* AIM *
Transcribe only the stretch of lines that opens with the line containing "What HTML and" and closes with the last line of the listing, skipping pictures.

* MATERIAL TO PROCESS *
==*==
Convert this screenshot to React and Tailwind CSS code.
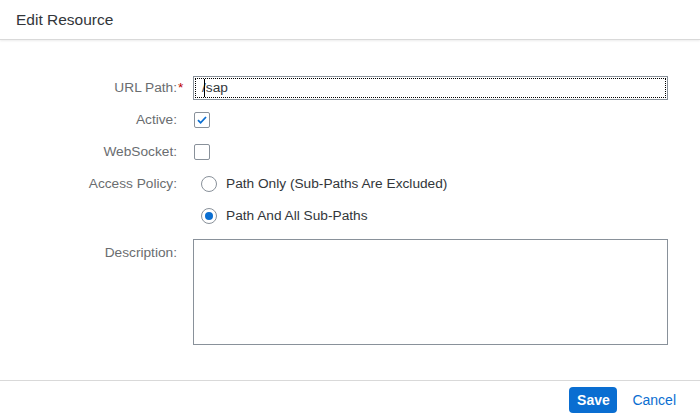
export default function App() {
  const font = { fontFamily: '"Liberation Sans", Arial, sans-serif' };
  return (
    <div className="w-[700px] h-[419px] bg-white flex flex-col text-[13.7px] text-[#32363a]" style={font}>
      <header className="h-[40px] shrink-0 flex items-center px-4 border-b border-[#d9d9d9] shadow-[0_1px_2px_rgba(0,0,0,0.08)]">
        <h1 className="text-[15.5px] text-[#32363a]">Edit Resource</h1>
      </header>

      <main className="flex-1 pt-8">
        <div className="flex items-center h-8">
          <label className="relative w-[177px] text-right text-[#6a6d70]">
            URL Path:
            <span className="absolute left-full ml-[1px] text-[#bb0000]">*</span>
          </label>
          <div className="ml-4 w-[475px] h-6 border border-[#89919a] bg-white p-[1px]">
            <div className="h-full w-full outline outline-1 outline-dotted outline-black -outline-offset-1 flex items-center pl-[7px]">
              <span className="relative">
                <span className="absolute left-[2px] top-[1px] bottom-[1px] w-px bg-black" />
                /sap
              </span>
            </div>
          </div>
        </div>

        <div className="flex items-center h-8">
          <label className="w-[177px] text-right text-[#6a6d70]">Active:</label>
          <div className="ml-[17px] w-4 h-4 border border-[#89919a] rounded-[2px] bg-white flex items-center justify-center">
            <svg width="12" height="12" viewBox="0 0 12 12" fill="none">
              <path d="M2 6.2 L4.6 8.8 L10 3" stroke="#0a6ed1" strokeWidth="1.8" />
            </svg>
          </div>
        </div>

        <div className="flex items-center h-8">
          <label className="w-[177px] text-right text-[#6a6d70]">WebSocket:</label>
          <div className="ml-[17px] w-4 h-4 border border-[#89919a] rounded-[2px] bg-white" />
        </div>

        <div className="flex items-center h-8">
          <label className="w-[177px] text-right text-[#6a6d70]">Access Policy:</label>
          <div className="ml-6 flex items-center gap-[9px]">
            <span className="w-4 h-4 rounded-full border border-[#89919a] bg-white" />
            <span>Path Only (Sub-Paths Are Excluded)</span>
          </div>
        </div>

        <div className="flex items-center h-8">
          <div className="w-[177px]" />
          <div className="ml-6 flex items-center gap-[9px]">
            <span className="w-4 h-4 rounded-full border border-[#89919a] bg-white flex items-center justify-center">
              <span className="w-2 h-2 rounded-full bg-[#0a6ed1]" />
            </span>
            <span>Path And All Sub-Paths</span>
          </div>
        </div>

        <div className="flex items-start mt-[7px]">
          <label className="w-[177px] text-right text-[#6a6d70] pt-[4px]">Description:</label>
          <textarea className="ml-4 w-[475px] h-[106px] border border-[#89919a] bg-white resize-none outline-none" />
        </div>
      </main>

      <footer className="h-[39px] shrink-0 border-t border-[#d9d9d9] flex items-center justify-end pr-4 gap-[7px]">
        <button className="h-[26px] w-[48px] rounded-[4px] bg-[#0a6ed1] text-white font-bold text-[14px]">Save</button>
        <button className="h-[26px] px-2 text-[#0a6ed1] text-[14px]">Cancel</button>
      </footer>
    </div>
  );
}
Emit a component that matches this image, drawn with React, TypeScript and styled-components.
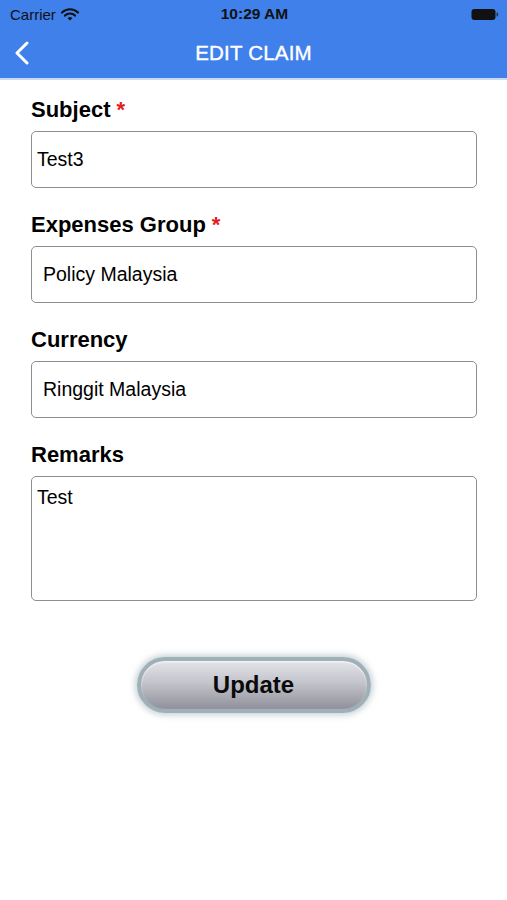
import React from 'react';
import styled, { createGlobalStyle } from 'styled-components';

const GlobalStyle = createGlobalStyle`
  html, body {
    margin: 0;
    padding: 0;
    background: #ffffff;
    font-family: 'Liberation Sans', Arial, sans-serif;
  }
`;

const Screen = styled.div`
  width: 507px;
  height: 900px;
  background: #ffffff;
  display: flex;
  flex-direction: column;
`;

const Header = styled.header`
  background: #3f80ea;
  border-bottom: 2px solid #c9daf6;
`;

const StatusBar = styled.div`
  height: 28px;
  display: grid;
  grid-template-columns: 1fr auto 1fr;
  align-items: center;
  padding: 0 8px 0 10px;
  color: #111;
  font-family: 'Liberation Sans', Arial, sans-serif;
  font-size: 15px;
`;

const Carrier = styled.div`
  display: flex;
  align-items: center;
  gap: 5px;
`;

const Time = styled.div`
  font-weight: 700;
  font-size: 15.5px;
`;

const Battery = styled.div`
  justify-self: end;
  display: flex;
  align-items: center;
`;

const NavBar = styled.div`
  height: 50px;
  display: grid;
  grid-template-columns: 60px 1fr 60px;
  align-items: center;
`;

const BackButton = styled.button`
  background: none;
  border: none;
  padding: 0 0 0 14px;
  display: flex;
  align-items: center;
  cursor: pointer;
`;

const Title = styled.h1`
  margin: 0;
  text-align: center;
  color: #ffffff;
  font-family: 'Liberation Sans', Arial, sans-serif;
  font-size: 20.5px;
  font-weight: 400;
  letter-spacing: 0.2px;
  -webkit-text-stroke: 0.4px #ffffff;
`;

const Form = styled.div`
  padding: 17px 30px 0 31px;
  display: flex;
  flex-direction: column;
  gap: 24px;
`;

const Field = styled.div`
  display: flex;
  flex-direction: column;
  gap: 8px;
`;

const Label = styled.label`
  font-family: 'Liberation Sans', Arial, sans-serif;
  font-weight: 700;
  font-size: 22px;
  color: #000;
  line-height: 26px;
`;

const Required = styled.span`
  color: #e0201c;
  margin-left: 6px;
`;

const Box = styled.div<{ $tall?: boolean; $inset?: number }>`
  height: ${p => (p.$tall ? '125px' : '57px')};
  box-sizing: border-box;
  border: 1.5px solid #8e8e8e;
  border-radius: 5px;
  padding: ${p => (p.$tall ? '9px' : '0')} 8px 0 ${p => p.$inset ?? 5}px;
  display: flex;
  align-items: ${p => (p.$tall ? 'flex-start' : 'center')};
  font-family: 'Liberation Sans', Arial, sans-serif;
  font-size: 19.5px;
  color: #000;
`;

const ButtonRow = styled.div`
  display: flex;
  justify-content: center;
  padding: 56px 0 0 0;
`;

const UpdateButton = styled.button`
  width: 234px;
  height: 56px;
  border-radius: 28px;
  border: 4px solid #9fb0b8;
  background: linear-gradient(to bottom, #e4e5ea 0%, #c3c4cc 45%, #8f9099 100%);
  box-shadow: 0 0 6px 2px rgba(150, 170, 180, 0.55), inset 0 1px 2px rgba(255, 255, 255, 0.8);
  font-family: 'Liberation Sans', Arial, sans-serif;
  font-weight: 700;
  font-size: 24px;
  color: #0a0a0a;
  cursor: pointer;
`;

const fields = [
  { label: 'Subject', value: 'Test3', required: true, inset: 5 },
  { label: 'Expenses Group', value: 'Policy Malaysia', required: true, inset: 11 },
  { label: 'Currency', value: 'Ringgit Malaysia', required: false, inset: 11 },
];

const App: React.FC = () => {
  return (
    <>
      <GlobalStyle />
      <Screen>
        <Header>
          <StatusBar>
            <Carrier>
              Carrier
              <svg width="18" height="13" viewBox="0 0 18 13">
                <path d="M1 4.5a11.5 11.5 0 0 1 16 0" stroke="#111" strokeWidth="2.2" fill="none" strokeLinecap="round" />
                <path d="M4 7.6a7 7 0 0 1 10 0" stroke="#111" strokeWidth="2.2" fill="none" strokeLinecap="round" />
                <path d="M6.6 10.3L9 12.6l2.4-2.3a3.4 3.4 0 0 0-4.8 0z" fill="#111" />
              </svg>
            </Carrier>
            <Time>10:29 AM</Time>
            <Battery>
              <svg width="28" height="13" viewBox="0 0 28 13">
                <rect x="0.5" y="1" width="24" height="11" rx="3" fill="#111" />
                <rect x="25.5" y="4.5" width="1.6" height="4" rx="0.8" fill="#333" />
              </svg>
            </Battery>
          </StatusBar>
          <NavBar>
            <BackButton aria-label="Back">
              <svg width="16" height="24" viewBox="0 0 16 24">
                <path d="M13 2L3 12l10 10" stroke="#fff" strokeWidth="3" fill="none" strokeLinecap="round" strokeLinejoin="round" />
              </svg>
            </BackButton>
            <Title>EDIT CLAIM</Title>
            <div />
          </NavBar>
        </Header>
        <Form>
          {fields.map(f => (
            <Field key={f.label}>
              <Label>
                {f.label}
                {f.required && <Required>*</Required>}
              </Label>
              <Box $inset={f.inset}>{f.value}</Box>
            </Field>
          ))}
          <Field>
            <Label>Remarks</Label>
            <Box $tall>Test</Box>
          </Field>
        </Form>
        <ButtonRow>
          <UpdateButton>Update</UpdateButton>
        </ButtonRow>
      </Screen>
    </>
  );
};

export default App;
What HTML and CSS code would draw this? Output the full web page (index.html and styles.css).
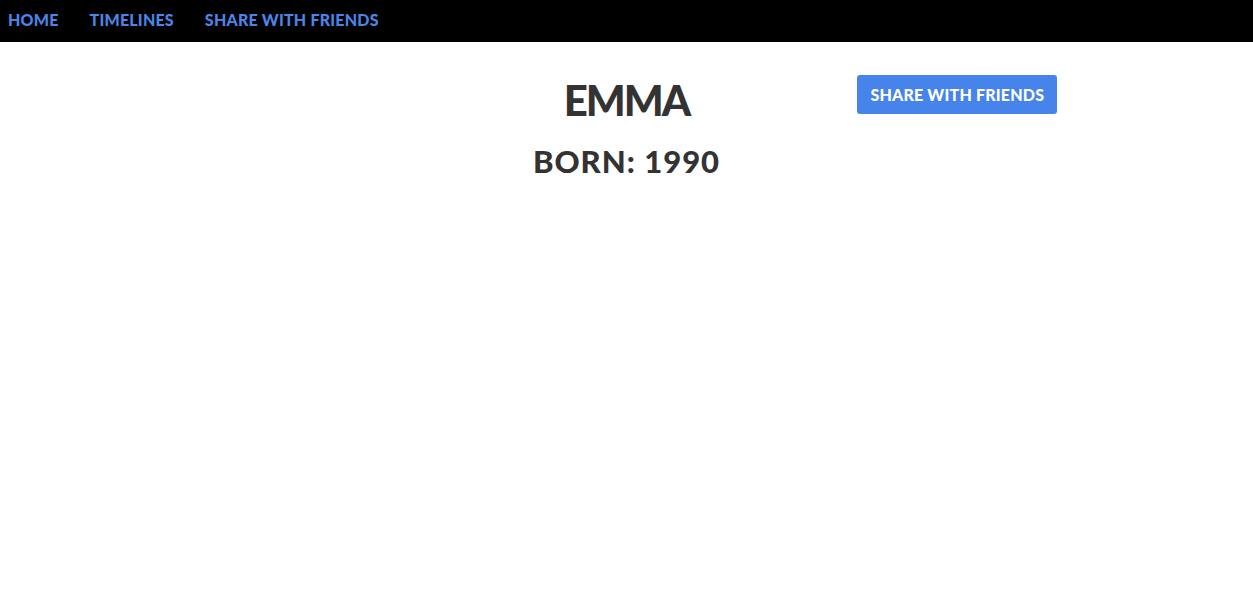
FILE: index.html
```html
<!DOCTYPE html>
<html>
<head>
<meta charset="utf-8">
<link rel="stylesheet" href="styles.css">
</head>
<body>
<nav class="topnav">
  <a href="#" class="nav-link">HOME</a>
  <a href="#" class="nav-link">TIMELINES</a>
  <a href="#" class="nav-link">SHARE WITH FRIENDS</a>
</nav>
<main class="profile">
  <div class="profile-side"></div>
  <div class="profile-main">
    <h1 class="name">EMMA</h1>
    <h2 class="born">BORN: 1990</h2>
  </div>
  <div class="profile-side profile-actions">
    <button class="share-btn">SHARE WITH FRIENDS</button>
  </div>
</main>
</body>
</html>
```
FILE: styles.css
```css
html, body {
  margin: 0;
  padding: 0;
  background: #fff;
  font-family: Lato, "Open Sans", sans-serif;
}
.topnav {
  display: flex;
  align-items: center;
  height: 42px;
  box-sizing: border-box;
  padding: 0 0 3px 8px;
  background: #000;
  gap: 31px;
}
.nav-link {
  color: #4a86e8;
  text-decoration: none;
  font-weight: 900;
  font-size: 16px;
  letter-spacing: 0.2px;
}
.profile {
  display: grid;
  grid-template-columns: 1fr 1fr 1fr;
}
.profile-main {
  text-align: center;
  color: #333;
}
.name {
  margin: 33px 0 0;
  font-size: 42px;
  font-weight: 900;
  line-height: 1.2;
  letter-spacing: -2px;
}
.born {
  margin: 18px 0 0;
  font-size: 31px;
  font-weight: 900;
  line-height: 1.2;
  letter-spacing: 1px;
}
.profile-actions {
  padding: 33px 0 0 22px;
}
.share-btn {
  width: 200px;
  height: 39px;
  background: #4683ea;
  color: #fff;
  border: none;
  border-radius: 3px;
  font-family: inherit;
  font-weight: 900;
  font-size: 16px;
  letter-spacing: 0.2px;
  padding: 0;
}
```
==*==
* TASK RESULT *
What HTML and CSS code would draw this? Output the full web page (index.html and styles.css).
FILE: index.html
```html
<!DOCTYPE html>
<html>
<head>
<meta charset="utf-8">
<link rel="stylesheet" href="styles.css">
</head>
<body>
<nav class="topnav">
  <a href="#" class="nav-link">HOME</a>
  <a href="#" class="nav-link">TIMELINES</a>
  <a href="#" class="nav-link">SHARE WITH FRIENDS</a>
</nav>
<main class="profile">
  <div class="profile-side"></div>
  <div class="profile-main">
    <h1 class="name">EMMA</h1>
    <h2 class="born">BORN: 1990</h2>
  </div>
  <div class="profile-side profile-actions">
    <button class="share-btn">SHARE WITH FRIENDS</button>
  </div>
</main>
</body>
</html>
```
FILE: styles.css
```css
html, body {
  margin: 0;
  padding: 0;
  background: #fff;
  font-family: Lato, "Open Sans", sans-serif;
}
.topnav {
  display: flex;
  align-items: center;
  height: 42px;
  box-sizing: border-box;
  padding: 0 0 3px 8px;
  background: #000;
  gap: 31px;
}
.nav-link {
  color: #4a86e8;
  text-decoration: none;
  font-weight: 900;
  font-size: 16px;
  letter-spacing: 0.2px;
}
.profile {
  display: grid;
  grid-template-columns: 1fr 1fr 1fr;
}
.profile-main {
  text-align: center;
  color: #333;
}
.name {
  margin: 33px 0 0;
  font-size: 42px;
  font-weight: 900;
  line-height: 1.2;
  letter-spacing: -2px;
}
.born {
  margin: 18px 0 0;
  font-size: 31px;
  font-weight: 900;
  line-height: 1.2;
  letter-spacing: 1px;
}
.profile-actions {
  padding: 33px 0 0 22px;
}
.share-btn {
  width: 200px;
  height: 39px;
  background: #4683ea;
  color: #fff;
  border: none;
  border-radius: 3px;
  font-family: inherit;
  font-weight: 900;
  font-size: 16px;
  letter-spacing: 0.2px;
  padding: 0;
}
```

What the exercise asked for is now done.